Your 90-day success plan

Ninety days is enough to build momentum and proof without over-committing. This timeline mirrors the Discover → Design → Enable/Build → Deploy & Train approach and forces clarity on baselines, ownership, and exit criteria before real spend ramps. Use it to get two or three use cases to a defendable pilot with live telemetry and a scale/no-go decision at the end.

  • Days 0–30 (Discover): lock baselines and comparisons; write value hypotheses; create the readiness scorecard; agree on checkpoint criteria for the top 2–3 use cases.
  • Days 31–60 (Design): finalize value cases and owners; define guardrails; draft solution blueprints with success metrics built in.
  • Days 61–90 (Enable/Build): run pilots with a live dashboard; publish short weekly reports (progress, early ROI signals, risks); prepare the scale/no-go review.

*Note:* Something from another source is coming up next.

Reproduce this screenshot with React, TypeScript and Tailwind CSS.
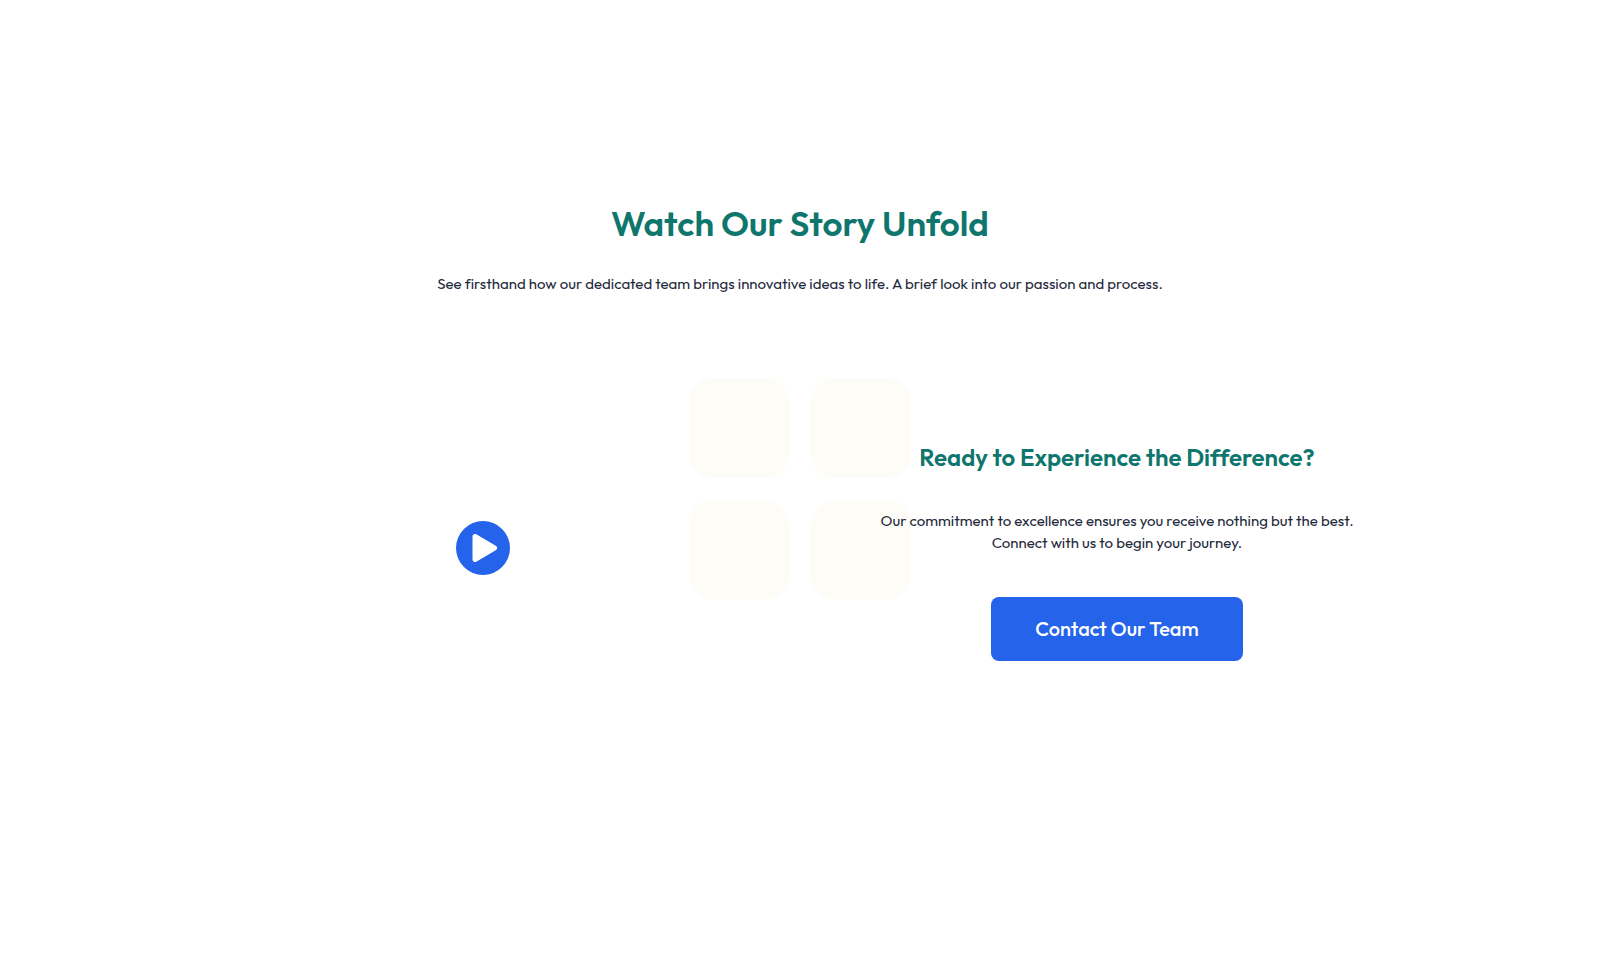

Common pitfalls (and how to avoid them)

  • Vanity metrics: if a metric can rise without changing a decision, drop it.
  • No fair comparison: “we improved X” isn’t credible without a baseline and control.
  • No owner: metrics without named roles don’t move.
  • Endless pilots: publish checkpoints; if a pilot can’t pass, bank the learning and move on.
  • Governance bolted on at the end: treat it like a non-functional requirement from day one.

Success in AI is mostly operational discipline: clear outcomes and baselines, evidence-based checkpoints, visible adoption, healthy models and data, and governance on the same page as performance. Do that within a simple, repeatable cadence, and you’ll turn prototypes into durable, compounding value.